Among the products not considered swaps: Insurance products, the aforementioned security forwards and certain consumer and commercial transactions — including interest rate locks on mortgages and fixed or variable loans for businesses. The securities included in the definition of a swap include non-deliverable forward contracts involving currencies, currency and cross currency swaps and forward rate agreements.

Now that a swap has been defined, firms trading more than $8 billion of these a year will have to comply with other regulations within sixty days of the vote being published in the Federal Register. The law firm Skadden Arps estimates that it will take 23 days for publication. After that the sixty day period kicks in for companies to comply with certain rules. Among the new rules to comply with by that time: Registration as swaps dealers by the major players in the market, record keeping and reporting on interest rates and credit swaps for swap dealers and major swap participants, and daily records of all OTC swaps.

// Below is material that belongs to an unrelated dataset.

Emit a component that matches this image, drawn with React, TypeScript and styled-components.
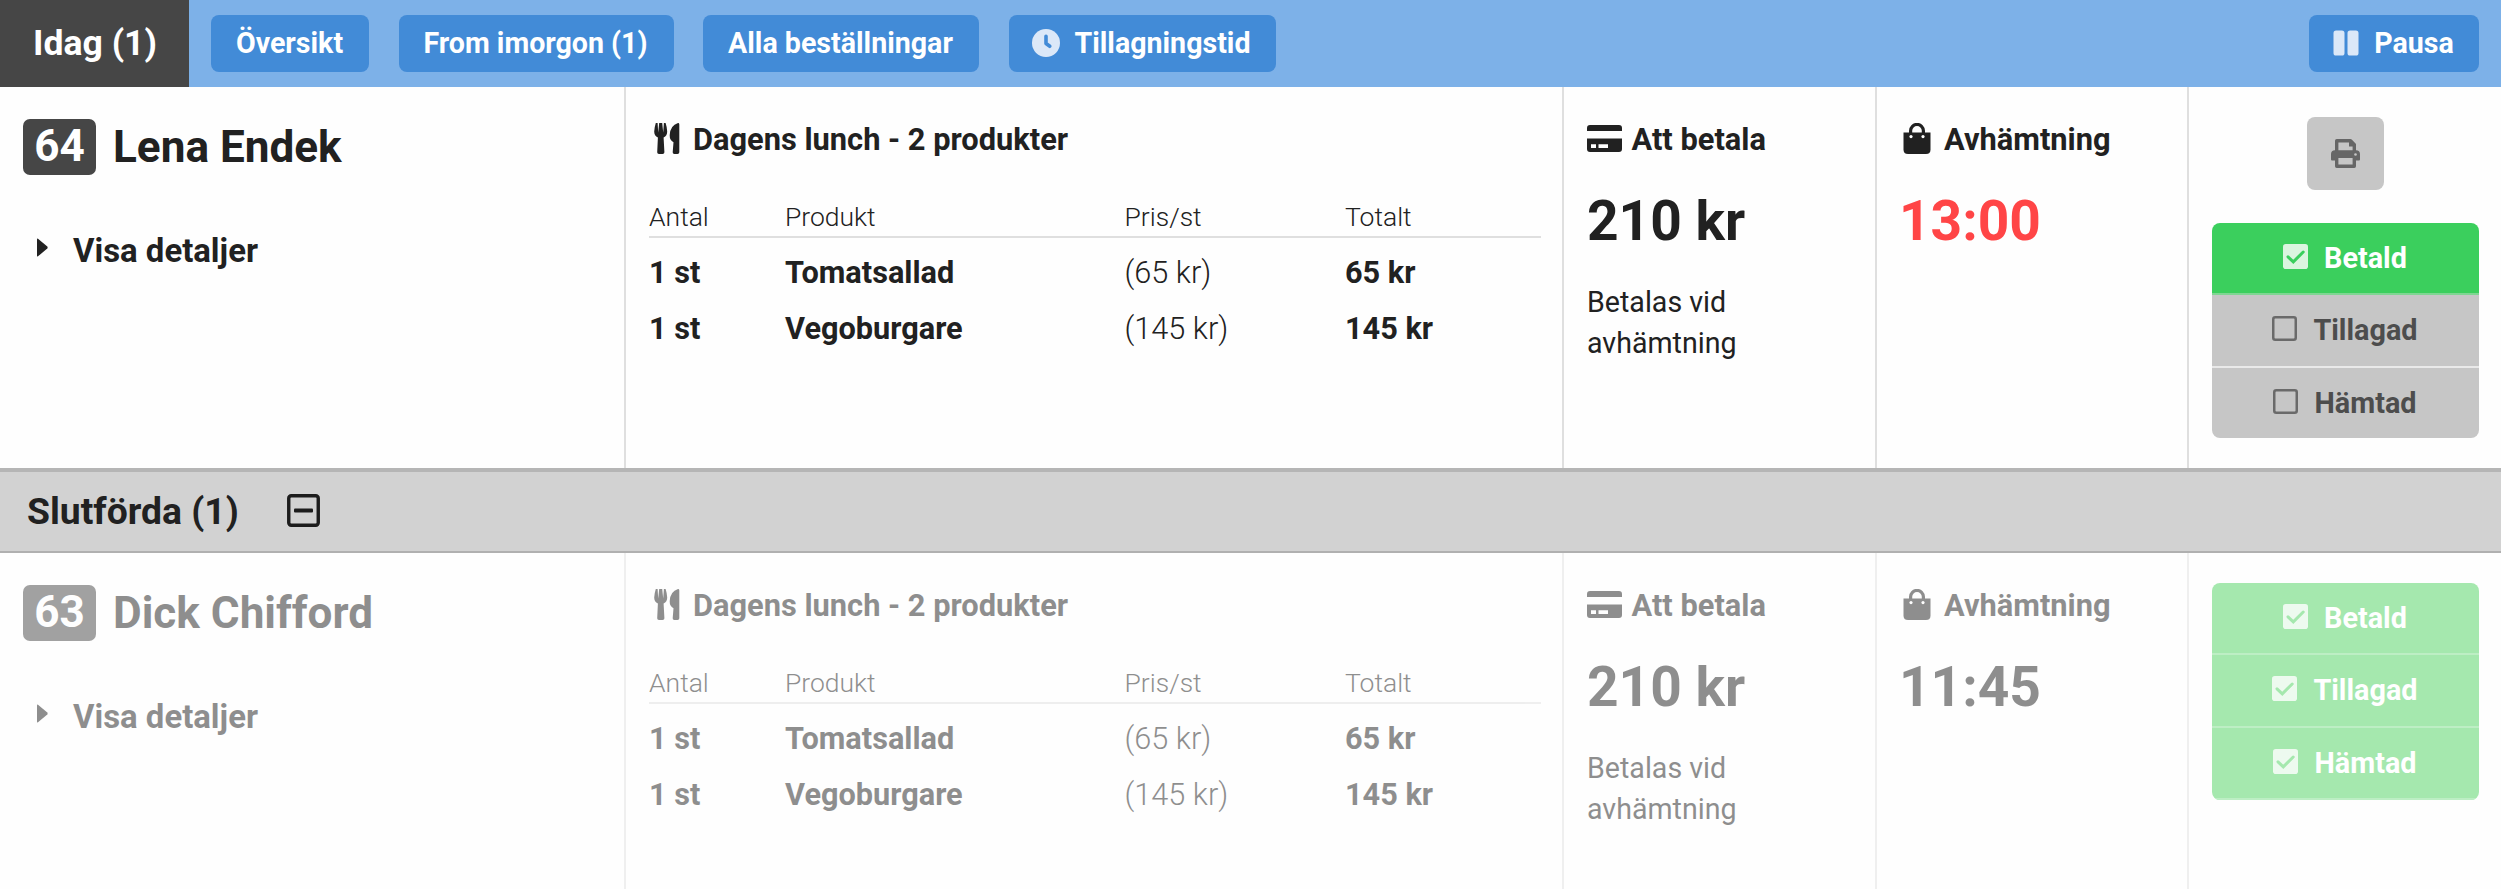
import React from "react";
import styled, { createGlobalStyle, css } from "styled-components";

const Global = createGlobalStyle`
  * { box-sizing: border-box; }
  body { margin: 0; background: #fefefe; color: #212121; font-family: Roboto, sans-serif; }
  button { font-family: inherit; border: 0; }
`;

const Page = styled.div`
  width: 100%;
  height: 889px;
  overflow: hidden;
`;

const TopBar = styled.header`
  display: flex;
  align-items: center;
  height: 87px;
  padding-right: 22px;
  background: #7db1e8;
`;

const ActiveTab = styled.div`
  display: flex;
  align-items: center;
  height: 87px;
  width: 189px;
  padding: 0 0 2px 33px;
  margin-right: 22px;
  background: #464646;
  color: #fff;
  font-size: 35.6px;
  font-weight: 700;
`;

const NavButton = styled.button<{ $width: number; $push?: boolean }>`
  display: flex;
  align-items: center;
  justify-content: center;
  width: ${(p) => p.$width}px;
  height: 57px;
  padding: 0 1px 2px 0;
  margin-right: ${(p) => (p.$push ? 0 : 29.5)}px;
  margin-left: ${(p) => (p.$push ? "auto" : 0)};
  border-radius: 8px;
  background: #428bd7;
  color: #fff;
  font-size: 28.6px;
  font-weight: 700;
  white-space: nowrap;
  svg { flex: none; margin-right: ${(p) => (p.$push ? 15 : 14)}px; }
`;

const OrderRow = styled.section<{ $done?: boolean }>`
  display: grid;
  grid-template-columns: 626px 938px 313px 312px 1fr;
  height: ${(p) => (p.$done ? 336 : 381)}px;
`;

const Column = styled.div<{ $done?: boolean }>`
  padding: 30px 22px 0 23px;
  border-right: 2px solid ${(p) => (p.$done ? "#efefef" : "#dfdfdf")};
  &:last-child { border-right: 0; }
`;

const Fade = styled.div<{ $done?: boolean }>`
  opacity: ${(p) => (p.$done ? 0.5 : 1)};
`;

const Customer = styled.div`
  display: flex;
  align-items: center;
  margin-top: 2px;
  height: 56px;
`;

const OrderNumber = styled.div`
  width: 73px;
  height: 56px;
  border-radius: 7px;
  background: #464646;
  color: #fff;
  font-size: 44.1px;
  font-weight: 700;
  line-height: 55px;
  text-align: center;
`;

const CustomerName = styled.div`
  margin-left: 17px;
  font-size: 44.1px;
  font-weight: 700;
  line-height: 55px;
  white-space: nowrap;
`;

const Details = styled.div`
  display: flex;
  align-items: center;
  margin: 56px 0 0 14px;
  height: 38px;
  font-size: 32.9px;
  font-weight: 700;
  svg { margin: -6px 25px 0 0; }
`;

const Heading = styled.h3<{ $gap: number; $indent?: number }>`
  display: flex;
  align-items: center;
  height: 44px;
  margin: 0 0 0 ${(p) => p.$indent ?? 0}px;
  font-size: 30.8px;
  font-weight: 700;
  white-space: nowrap;
  svg { flex: none; margin: -1px ${(p) => p.$gap}px 0 0; }
`;

const Table = styled.div`
  width: 892px;
  margin-top: 34px;
`;

const line = css`
  display: grid;
  grid-template-columns: 136px 339.5px 220.5px 1fr;
`;

const TableHead = styled.div`
  ${line}
  height: 43px;
  border-bottom: 2px solid #dfdfdf;
  font-size: 26.5px;
  font-weight: 300;
  line-height: 43px;
  margin-bottom: 7px;
`;

const TableLine = styled.div`
  ${line}
  height: 56px;
  font-size: 30.7px;
  font-weight: 700;
  line-height: 56px;
`;

const UnitPrice = styled.span`
  font-weight: 300;
`;

const Large = styled.div<{ $tight?: boolean; $alert?: boolean }>`
  margin: 25px 0 0 ${(p) => (p.$tight ? -1 : 0)}px;
  font-size: 55.1px;
  font-weight: 700;
  line-height: 70px;
  color: ${(p) => (p.$alert ? "#ff4546" : "inherit")};
`;

const Note = styled.div`
  width: 200px;
  margin-top: 26px;
  font-size: 28.6px;
  line-height: 40.5px;
`;

const Actions = styled.div`
  display: flex;
  flex-direction: column;
  align-items: center;
`;

const PrintButton = styled.button`
  display: flex;
  align-items: center;
  justify-content: center;
  width: 77px;
  height: 73px;
  margin-bottom: 33px;
  padding: 0;
  border-radius: 8px;
  background: #c6c6c6;
`;

const StatusGroup = styled.div`
  width: 267px;
  border-radius: 8px;
  overflow: hidden;
`;

type Tone = "on" | "off" | "done";
const tones: Record<Tone, [string, string, string]> = {
  on: ["#3bcf5d", "#fff", "#7fd692"],
  off: ["#c6c6c6", "#4d4d4d", "#e9e9e9"],
  done: ["#a5e8ae", "#fff", "#bdeec4"],
};

const StatusButton = styled.button<{ $tone: Tone }>`
  display: flex;
  align-items: center;
  justify-content: center;
  width: 100%;
  height: 72px;
  padding: 0 1px 0 0;
  border-bottom: 2px solid ${(p) => tones[p.$tone][2]};
  background: ${(p) => tones[p.$tone][0]};
  color: ${(p) => tones[p.$tone][1]};
  font-size: 28.8px;
  font-weight: 700;
  svg { margin: -3px 16px 0 0; }
  &:nth-child(2) { height: 73px; padding-bottom: 1px; }
  ${(p) => p.$tone === "off" && css`&:last-child { height: 70px; border-bottom: 0; }`}
`;

const SectionBar = styled.div`
  display: flex;
  align-items: center;
  height: 85px;
  padding: 0 0 2px 27px;
  border-top: 4px solid #b5b5b5;
  border-bottom: 2px solid #b0b0b0;
  background: #d2d2d2;
  font-size: 37.3px;
  font-weight: 700;
  svg { margin: 0 0 0 48px; }
`;

const ClockIcon = () => (
  <svg width="28" height="28" viewBox="0 0 28 28">
    <circle cx="14" cy="14" r="14" fill="#dbe8f8" />
    <path d="M14 7.2v7.3l3.8 2.8" fill="none" stroke="#428bd7" strokeWidth="3.6" strokeLinecap="round" strokeLinejoin="round" />
  </svg>
);

const PauseIcon = () => (
  <svg width="26" height="26" viewBox="0 0 26 26" fill="#dbe8f8">
    <rect x="0.5" y="0.5" width="11" height="25" rx="2.6" />
    <rect x="14.5" y="0.5" width="11" height="25" rx="2.6" />
  </svg>
);

const CaretIcon = () => (
  <svg width="11" height="19" viewBox="0 0 11 19">
    <path d="M0 1.2Q0 0 1 .7L10.3 8.6Q11 9.5 10.3 10.4L1 18.3Q0 19 0 17.8Z" fill="#212121" />
  </svg>
);

const CutleryIcon = () => (
  <svg width="26" height="31" viewBox="0 0 26 31" fill="#212121">
    <path d="M1.8 0H3.6L4.2 9.5 5.2 0H8.2L9.2 9.5 9.9 0H11.6Q12.8 3.5 13.2 8.5 13.2 12.8 9.6 14.6L10.4 29.3Q10.4 31 8.6 31H5Q3.2 31 3.2 29.3L3.9 14.6Q.2 12.8.2 8.5.6 3.5 1.8 0Z" />
    <path d="M24 .1Q25.3 0 25.3 1.5V29.2Q25.3 31 23.5 31H20.3Q18.6 31 18.7 29.2L19.5 19.3Q15.6 17.2 15.7 12.2 16.2 2.5 24 .1Z" />
  </svg>
);

const CardIcon = () => (
  <svg width="35" height="27" viewBox="0 0 35 27">
    <path d="M3 0H32Q35 0 35 3V6H0V3Q0 0 3 0ZM0 13.5H35V24Q35 27 32 27H3Q0 27 0 24Z" fill="#212121" />
    <path d="M4 19.2H9V23H4ZM11.5 19.2H21V23H11.5Z" fill="#fff" />
  </svg>
);

const BagIcon = () => (
  <svg width="28" height="31" viewBox="0 0 28 31">
    <path d="M7.6 13V7.8a6.4 6.4 0 0 1 12.8 0V13" fill="none" stroke="#212121" strokeWidth="3.2" />
    <path d="M.5 9.5H27.5V26.5Q27.5 31 23 31H5Q.5 31 .5 26.5Z" fill="#212121" />
    <circle cx="8" cy="13.6" r="1.6" fill="#fff" />
    <circle cx="20" cy="13.6" r="1.6" fill="#fff" />
  </svg>
);

const PrinterIcon = () => (
  <svg width="29" height="29" viewBox="0 0 29 29">
    <path d="M5.7 13V1.8H19.5L23.3 5.6V13" fill="none" stroke="#666" strokeWidth="3.4" strokeLinejoin="round" />
    <path d="M18 1H20.5L25 5.5V7.5H18ZM4 11.2H25Q29 11.2 29 15V20.5Q29 21.5 28 21.5H25V19H4V21.5H1Q0 21.5 0 20.5V15Q0 11.2 4 11.2Z" fill="#666" />
    <path d="M5.7 19V27.2H23.3V19" fill="none" stroke="#666" strokeWidth="3.4" strokeLinejoin="round" />
    <circle cx="24.5" cy="15.5" r="1.3" fill="#c6c6c6" />
  </svg>
);

const CheckboxIcon = ({ tone }: { tone: Tone }) =>
  tone === "off" ? (
    <svg width="25" height="25" viewBox="0 0 25 25">
      <rect x="1.25" y="1.25" width="22.5" height="22.5" rx="2" fill="none" stroke="#6a6a6a" strokeWidth="2.5" />
    </svg>
  ) : (
    <svg width="25" height="25" viewBox="0 0 25 25">
      <rect width="25" height="25" rx="2.8" fill={tone === "on" ? "#dbf5df" : "#edfaef"} />
      <path d="M5 12.8L10.3 17.8 20.2 8" fill="none" stroke={tones[tone][0]} strokeWidth="3" strokeLinecap="round" />
    </svg>
  );

const CollapseIcon = () => (
  <svg width="33" height="33" viewBox="0 0 33 33">
    <rect x="1.75" y="1.75" width="29.5" height="29.5" rx="2.5" fill="none" stroke="#1c1c1c" strokeWidth="3.4" />
    <rect x="7" y="14.6" width="19" height="4" rx="1" fill="#1c1c1c" />
  </svg>
);

const products = [
  { name: "Tomatsallad", price: "65 kr" },
  { name: "Vegoburgare", price: "145 kr" },
];

interface OrderProps {
  number: number;
  customer: string;
  time: string;
  late?: boolean;
  done?: boolean;
  statuses: Tone[];
}

const Order = ({ number, customer, time, late, done, statuses }: OrderProps) => (
  <OrderRow $done={done}>
    <Column $done={done}>
      <Fade $done={done}>
        <Customer>
          <OrderNumber>{number}</OrderNumber>
          <CustomerName>{customer}</CustomerName>
        </Customer>
        <Details><CaretIcon />Visa detaljer</Details>
      </Fade>
    </Column>
    <Column $done={done}>
      <Fade $done={done}>
        <Heading $gap={13} $indent={5}><CutleryIcon />Dagens lunch - 2 produkter</Heading>
        <Table>
          <TableHead>
            <span>Antal</span><span>Produkt</span><span>Pris/st</span><span>Totalt</span>
          </TableHead>
          {products.map((p) => (
            <TableLine key={p.name}>
              <span>1 st</span>
              <span>{p.name}</span>
              <UnitPrice>({p.price})</UnitPrice>
              <span>{p.price}</span>
            </TableLine>
          ))}
        </Table>
      </Fade>
    </Column>
    <Column $done={done}>
      <Fade $done={done}>
        <Heading $gap={9.5}><CardIcon />Att betala</Heading>
        <Large>210 kr</Large>
        <Note>Betalas vid avhämtning</Note>
      </Fade>
    </Column>
    <Column $done={done}>
      <Fade $done={done}>
        <Heading $gap={13} $indent={3}><BagIcon />Avhämtning</Heading>
        <Large $tight $alert={late}>{time}</Large>
      </Fade>
    </Column>
    <Column>
      <Actions>
        {!done && <PrintButton aria-label="Skriv ut"><PrinterIcon /></PrintButton>}
        <StatusGroup>
          {["Betald", "Tillagad", "Hämtad"].map((label, i) => (
            <StatusButton key={label} $tone={statuses[i]}>
              <CheckboxIcon tone={statuses[i]} />
              {label}
            </StatusButton>
          ))}
        </StatusGroup>
      </Actions>
    </Column>
  </OrderRow>
);

export default function App() {
  return (
    <Page>
      <Global />
      <TopBar>
        <ActiveTab>Idag (1)</ActiveTab>
        <NavButton $width={158}>Översikt</NavButton>
        <NavButton $width={275}>From imorgon (1)</NavButton>
        <NavButton $width={276}>Alla beställningar</NavButton>
        <NavButton $width={267}><ClockIcon />Tillagningstid</NavButton>
        <NavButton $width={170} $push><PauseIcon />Pausa</NavButton>
      </TopBar>
      <Order number={64} customer="Lena Endek" time="13:00" late statuses={["on", "off", "off"]} />
      <SectionBar>Slutförda (1)<CollapseIcon /></SectionBar>
      <Order number={63} customer="Dick Chifford" time="11:45" done statuses={["done", "done", "done"]} />
    </Page>
  );
}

The additional reporting will allow the public to see on the CFTC’s website aggregate data on the size of the OTC swaps market, meaning the number of and dollar amount of interest rates swaps or currency swaps being traded. Regulators will have more detailed information allowing them to better spot risks and trends.

The firms most affected by the new rules include Goldman Sachs , JPMorgan , Bank of America , Citigroup and HSBC.

Not only do they face greater costs linked to record keeping and compliance, Sanford Bernstein analyst Brad Hintz estimates the new rules will trim their profits in another way. Hintz said new rules mean about 70 percent of current OTC swaps will eventually be cleared on exchanges. This in turn will cut the bid offer spread of these products and let lower rated firms participate as dealers, increasing competition.

The bottom line, Hintz estimates it will lower the healthy 35 percent pretax margins big banks currently receive writing and trading these products to around 20 percent to 24 percent.

Those are still healthy margins but given OTC swaps account for 15 percent of the big banks fixed income revenue and 20 percent of their equity trading revenue, it is going to take a hefty bite out of profits.